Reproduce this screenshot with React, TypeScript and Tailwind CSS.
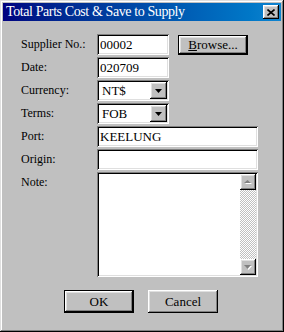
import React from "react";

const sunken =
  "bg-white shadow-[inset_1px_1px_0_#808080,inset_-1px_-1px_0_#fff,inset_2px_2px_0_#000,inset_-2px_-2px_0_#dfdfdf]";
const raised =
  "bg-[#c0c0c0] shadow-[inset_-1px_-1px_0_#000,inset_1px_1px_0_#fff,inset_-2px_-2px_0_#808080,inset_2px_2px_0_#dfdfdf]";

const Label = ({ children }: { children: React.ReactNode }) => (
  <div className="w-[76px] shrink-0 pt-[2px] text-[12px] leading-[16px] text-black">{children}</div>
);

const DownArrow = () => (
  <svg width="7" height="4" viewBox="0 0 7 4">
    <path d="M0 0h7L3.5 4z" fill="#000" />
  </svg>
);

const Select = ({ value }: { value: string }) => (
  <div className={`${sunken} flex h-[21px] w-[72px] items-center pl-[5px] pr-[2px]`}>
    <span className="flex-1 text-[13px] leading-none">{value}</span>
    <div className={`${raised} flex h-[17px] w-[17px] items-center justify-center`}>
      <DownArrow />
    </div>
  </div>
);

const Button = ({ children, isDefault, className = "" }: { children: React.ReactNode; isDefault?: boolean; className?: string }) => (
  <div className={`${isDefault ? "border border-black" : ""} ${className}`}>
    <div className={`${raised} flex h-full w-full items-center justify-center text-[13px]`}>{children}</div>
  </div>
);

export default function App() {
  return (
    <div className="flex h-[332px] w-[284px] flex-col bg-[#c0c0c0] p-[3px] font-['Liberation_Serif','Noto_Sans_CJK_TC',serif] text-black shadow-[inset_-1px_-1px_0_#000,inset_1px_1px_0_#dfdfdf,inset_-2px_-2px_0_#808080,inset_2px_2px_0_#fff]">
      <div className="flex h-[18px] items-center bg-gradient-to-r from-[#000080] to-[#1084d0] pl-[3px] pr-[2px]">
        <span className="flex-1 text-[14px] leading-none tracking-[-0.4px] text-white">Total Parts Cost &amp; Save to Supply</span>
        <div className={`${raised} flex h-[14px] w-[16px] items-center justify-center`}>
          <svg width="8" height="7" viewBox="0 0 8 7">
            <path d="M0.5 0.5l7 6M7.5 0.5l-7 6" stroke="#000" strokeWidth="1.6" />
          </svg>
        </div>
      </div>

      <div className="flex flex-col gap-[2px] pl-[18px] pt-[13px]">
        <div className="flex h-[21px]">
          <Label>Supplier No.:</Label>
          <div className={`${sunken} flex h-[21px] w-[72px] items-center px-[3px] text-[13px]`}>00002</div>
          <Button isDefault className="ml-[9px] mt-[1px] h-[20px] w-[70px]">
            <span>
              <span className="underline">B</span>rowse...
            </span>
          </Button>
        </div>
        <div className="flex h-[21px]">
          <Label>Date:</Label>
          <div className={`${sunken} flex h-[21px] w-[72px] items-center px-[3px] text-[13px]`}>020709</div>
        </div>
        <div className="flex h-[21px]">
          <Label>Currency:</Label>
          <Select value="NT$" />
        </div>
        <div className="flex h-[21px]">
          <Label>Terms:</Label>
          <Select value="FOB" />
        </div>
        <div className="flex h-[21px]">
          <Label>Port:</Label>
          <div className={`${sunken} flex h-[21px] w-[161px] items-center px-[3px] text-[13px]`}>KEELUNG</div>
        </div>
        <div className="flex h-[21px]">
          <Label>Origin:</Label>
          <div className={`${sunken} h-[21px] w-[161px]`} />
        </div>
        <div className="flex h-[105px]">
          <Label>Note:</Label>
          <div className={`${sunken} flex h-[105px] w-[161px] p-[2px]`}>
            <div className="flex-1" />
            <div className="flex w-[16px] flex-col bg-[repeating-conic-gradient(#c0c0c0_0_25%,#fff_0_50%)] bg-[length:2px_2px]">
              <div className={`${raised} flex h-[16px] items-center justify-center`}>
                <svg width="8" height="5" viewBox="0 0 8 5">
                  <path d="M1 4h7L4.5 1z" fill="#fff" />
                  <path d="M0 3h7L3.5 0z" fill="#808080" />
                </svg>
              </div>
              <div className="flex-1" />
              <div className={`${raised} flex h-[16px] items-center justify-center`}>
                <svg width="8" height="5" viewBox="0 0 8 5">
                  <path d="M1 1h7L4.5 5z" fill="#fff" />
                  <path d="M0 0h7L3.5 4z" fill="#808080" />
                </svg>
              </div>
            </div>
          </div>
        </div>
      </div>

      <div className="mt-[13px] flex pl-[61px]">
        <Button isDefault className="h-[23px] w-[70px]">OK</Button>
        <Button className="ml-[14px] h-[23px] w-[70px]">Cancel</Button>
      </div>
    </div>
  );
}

--

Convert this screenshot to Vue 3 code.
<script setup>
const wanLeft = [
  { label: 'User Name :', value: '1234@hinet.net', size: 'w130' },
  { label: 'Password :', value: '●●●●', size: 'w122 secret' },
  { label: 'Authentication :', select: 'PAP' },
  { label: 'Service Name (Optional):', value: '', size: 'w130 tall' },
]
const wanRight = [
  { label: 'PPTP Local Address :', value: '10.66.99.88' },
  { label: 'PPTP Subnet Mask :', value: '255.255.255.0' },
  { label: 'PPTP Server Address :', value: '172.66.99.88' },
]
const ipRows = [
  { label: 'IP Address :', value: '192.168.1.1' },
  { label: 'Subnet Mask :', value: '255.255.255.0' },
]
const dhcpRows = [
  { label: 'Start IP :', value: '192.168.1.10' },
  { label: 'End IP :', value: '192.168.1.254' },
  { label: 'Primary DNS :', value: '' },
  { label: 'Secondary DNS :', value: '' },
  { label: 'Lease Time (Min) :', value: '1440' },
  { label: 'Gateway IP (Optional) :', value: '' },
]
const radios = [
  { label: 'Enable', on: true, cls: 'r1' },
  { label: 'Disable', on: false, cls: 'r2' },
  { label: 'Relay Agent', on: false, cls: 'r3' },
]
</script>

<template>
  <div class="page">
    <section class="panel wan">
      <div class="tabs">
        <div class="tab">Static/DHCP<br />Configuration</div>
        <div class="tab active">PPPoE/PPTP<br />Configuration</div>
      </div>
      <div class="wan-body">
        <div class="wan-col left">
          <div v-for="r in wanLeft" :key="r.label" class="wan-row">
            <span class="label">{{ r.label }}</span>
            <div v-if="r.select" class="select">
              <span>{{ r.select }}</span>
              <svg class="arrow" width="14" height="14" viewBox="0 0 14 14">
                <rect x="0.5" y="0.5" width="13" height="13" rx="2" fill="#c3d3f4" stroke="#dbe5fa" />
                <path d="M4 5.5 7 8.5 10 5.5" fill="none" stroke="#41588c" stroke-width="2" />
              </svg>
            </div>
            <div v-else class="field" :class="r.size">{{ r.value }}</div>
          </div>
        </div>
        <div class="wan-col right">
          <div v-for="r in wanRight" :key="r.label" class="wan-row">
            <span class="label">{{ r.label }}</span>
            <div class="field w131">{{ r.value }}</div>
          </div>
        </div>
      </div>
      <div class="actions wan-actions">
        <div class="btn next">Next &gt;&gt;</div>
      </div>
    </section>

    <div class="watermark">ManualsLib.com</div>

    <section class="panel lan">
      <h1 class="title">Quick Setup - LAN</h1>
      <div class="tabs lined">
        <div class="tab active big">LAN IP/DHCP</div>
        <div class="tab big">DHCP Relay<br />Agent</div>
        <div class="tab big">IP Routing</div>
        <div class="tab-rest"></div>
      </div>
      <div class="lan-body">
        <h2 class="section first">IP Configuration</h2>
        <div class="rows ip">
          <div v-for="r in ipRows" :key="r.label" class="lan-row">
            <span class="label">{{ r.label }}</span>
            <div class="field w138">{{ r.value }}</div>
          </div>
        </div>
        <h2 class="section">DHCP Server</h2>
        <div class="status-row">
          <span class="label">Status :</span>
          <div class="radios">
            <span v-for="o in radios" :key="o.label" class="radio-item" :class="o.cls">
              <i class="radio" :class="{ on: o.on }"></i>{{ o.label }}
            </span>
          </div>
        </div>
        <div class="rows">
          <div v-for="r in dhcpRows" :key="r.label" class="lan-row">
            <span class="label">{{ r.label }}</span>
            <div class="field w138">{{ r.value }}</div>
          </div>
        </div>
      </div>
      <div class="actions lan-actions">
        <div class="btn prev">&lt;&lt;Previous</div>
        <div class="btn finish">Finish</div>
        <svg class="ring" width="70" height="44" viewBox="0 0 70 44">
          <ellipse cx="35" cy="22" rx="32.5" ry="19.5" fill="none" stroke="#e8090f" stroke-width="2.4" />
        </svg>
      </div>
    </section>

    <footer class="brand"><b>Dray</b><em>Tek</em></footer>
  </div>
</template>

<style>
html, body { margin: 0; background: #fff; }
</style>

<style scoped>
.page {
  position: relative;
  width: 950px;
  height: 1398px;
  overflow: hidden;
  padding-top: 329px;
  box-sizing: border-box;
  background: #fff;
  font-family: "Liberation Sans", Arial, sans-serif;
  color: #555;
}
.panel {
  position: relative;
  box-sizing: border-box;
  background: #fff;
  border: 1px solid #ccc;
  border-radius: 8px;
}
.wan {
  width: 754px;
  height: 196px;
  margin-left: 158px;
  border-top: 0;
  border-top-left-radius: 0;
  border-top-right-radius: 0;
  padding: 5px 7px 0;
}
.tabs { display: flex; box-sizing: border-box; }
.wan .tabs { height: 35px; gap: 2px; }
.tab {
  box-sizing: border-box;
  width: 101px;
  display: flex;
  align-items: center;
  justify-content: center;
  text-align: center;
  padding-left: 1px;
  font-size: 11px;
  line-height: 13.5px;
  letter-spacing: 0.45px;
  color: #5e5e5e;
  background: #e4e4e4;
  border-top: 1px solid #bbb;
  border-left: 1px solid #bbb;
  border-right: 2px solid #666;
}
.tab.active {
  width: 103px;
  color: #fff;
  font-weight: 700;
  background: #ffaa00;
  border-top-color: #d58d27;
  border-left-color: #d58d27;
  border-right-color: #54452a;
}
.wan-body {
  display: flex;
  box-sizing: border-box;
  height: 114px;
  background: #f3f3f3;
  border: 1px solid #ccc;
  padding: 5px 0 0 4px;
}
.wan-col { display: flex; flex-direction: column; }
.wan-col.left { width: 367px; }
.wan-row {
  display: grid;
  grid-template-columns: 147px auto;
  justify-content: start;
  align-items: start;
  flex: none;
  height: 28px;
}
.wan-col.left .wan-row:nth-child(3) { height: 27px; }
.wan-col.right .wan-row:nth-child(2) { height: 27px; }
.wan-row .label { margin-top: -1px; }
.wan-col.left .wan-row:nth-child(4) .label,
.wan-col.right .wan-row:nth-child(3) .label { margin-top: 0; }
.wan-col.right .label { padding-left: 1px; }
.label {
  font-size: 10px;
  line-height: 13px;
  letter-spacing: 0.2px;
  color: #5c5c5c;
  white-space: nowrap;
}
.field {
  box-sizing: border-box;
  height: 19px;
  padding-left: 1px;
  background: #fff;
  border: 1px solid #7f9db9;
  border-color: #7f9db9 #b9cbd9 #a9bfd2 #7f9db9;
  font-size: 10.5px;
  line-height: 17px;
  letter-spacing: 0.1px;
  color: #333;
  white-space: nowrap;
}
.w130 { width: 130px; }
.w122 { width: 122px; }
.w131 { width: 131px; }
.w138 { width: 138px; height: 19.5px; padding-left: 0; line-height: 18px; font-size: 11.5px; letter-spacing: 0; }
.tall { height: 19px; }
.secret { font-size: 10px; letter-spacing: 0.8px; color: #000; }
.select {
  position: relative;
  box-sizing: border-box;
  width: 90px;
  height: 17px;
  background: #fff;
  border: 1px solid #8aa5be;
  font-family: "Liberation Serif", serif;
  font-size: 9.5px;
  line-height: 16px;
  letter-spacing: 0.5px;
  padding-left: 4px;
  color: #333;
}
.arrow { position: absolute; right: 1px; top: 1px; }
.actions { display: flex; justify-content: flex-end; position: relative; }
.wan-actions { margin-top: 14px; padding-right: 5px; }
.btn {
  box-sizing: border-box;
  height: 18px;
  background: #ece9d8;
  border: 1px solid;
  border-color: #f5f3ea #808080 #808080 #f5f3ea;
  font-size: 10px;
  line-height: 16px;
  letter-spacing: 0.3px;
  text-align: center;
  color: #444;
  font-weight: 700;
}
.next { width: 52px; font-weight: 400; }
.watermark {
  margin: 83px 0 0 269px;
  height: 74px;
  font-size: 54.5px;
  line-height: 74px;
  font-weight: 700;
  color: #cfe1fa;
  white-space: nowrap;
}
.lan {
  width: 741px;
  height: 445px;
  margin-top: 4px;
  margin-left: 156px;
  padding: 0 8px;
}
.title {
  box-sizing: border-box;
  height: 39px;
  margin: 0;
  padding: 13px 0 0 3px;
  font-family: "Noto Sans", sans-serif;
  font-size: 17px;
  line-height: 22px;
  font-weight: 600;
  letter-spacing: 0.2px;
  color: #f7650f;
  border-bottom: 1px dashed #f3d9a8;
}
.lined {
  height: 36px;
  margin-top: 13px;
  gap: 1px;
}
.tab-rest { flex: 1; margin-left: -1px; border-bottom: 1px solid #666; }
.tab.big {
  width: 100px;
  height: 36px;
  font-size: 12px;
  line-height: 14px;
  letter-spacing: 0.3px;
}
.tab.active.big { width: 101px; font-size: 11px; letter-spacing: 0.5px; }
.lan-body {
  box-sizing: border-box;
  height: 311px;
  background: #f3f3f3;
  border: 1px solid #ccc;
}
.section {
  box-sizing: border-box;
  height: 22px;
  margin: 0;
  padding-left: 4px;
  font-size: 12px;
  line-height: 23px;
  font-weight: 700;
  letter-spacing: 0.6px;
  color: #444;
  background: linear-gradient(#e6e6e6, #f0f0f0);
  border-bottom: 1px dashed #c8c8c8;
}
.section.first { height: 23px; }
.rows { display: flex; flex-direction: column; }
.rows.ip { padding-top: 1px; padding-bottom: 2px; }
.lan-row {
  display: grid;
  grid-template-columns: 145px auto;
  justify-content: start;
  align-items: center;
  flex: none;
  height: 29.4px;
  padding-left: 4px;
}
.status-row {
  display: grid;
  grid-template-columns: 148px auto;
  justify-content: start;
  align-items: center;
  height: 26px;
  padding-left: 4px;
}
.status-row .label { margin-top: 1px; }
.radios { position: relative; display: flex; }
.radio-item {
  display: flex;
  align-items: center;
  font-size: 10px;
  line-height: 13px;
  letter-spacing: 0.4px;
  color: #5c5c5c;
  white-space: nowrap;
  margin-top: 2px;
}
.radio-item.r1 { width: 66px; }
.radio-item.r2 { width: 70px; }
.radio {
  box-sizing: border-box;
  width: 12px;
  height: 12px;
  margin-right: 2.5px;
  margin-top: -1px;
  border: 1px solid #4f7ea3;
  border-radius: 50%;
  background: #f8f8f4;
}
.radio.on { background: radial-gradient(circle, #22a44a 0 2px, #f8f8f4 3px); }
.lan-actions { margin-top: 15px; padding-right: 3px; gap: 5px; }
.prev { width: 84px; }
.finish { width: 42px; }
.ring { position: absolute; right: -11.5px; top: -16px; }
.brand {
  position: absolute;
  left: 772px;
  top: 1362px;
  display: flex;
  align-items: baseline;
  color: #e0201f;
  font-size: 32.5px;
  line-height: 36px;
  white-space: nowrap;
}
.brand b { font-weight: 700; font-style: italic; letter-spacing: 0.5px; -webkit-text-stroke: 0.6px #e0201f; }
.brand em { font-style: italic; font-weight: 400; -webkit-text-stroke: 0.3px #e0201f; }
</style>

* * *

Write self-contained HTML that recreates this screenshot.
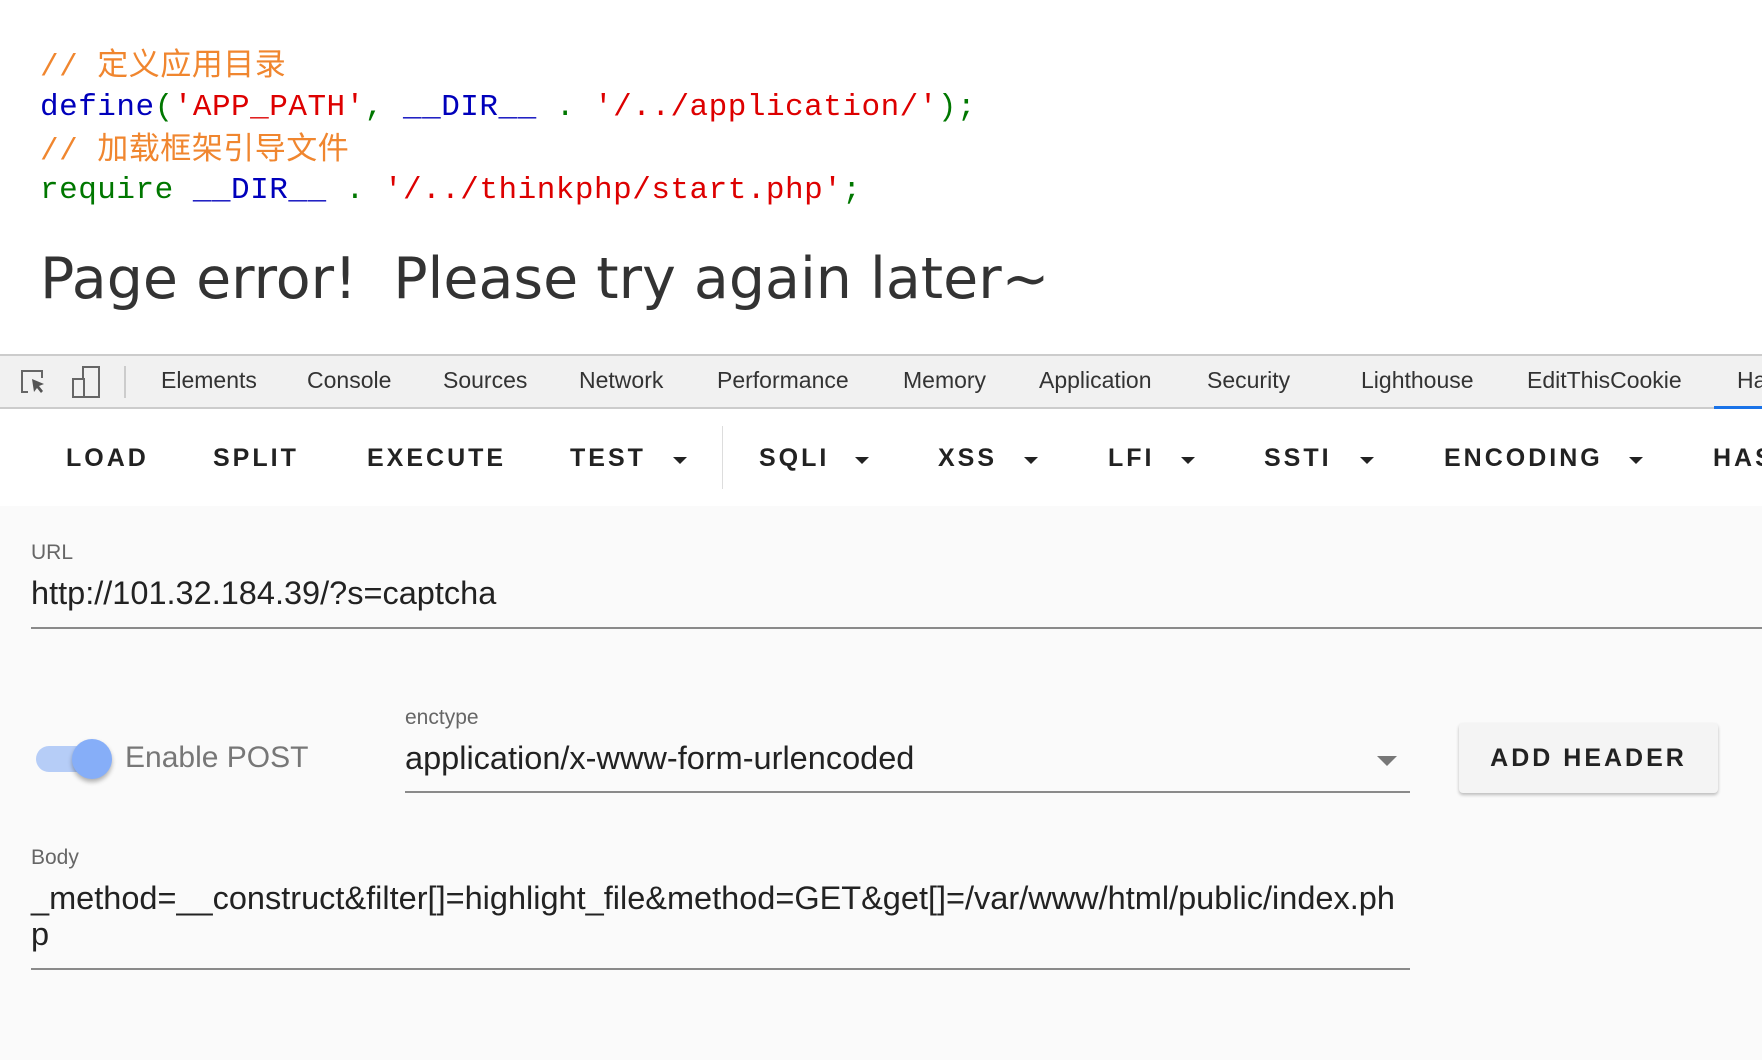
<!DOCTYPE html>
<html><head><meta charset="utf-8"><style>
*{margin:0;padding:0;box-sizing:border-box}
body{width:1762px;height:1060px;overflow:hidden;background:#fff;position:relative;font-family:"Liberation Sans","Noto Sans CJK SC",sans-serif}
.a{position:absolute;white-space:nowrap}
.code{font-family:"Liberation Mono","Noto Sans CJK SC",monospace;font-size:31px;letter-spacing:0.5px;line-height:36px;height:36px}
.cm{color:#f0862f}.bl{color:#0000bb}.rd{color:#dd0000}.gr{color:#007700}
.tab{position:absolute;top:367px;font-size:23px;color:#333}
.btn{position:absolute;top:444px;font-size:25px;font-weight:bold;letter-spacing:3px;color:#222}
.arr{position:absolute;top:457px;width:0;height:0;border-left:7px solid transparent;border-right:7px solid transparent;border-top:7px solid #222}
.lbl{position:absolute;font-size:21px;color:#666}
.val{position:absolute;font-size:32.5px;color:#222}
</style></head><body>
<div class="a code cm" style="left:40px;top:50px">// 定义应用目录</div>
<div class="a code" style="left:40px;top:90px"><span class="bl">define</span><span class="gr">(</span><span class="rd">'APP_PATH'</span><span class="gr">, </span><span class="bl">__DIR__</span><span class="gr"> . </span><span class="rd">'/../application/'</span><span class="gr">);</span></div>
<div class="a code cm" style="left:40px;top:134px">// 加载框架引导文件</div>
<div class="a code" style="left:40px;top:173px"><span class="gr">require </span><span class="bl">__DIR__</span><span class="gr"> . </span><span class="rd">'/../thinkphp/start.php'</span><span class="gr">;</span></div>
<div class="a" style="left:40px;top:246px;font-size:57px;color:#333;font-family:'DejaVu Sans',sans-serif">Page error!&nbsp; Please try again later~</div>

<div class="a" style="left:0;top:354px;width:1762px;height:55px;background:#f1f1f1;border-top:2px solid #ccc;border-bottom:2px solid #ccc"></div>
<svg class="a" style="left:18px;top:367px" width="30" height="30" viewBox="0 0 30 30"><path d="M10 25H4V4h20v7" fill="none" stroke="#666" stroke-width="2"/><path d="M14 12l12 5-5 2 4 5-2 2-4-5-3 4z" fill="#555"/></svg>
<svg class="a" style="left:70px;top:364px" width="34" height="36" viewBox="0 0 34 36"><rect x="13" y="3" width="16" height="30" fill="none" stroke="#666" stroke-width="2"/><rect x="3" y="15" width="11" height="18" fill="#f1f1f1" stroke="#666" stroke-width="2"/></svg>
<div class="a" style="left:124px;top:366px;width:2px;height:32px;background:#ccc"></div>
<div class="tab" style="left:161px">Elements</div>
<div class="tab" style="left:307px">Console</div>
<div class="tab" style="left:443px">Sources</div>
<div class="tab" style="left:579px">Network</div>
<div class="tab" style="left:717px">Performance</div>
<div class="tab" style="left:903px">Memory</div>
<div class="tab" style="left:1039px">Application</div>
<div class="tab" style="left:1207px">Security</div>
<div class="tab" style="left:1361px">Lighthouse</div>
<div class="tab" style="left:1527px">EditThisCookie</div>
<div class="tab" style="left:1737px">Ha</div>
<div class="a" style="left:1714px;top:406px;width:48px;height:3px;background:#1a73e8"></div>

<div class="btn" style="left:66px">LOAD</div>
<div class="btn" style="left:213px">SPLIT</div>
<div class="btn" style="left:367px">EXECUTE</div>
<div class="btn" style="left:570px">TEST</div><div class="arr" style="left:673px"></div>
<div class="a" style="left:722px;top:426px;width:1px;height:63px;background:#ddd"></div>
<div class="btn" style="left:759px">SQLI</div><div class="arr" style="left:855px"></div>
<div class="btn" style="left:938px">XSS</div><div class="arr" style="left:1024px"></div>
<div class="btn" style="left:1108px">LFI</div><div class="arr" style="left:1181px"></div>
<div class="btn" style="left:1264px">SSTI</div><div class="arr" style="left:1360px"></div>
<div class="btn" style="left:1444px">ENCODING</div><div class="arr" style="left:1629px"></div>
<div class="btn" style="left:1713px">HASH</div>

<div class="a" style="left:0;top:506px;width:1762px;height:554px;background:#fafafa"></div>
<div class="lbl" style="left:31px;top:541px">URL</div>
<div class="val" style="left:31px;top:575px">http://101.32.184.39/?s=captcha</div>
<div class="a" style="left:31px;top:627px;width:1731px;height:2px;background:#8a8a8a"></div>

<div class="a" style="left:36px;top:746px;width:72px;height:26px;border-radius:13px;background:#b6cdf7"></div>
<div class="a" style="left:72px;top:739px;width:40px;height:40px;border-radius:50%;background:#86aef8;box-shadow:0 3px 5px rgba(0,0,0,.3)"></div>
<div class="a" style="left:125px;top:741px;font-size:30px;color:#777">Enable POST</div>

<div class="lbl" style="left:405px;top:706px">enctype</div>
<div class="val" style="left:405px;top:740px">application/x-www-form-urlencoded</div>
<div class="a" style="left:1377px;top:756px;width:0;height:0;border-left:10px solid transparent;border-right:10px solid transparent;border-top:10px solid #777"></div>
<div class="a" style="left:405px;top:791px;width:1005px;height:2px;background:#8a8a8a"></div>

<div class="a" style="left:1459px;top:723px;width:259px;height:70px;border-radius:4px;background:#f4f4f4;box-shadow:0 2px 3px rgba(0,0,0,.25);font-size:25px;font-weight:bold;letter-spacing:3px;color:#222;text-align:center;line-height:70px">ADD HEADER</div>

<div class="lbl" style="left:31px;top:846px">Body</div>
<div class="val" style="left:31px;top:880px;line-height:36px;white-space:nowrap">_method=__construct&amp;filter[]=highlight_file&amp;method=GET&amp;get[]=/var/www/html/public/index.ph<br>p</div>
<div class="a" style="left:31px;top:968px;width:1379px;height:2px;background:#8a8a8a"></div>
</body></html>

• YOUR TASK: Your task is to quote, unchanged, only the lines from the line bearing "Reproduce this screenshot" through the line bearing "import React from"; the pictures are not part of the copy.

• CORRECT RESULT:
Reproduce this screenshot with React, TypeScript and Tailwind CSS.
import React from "react";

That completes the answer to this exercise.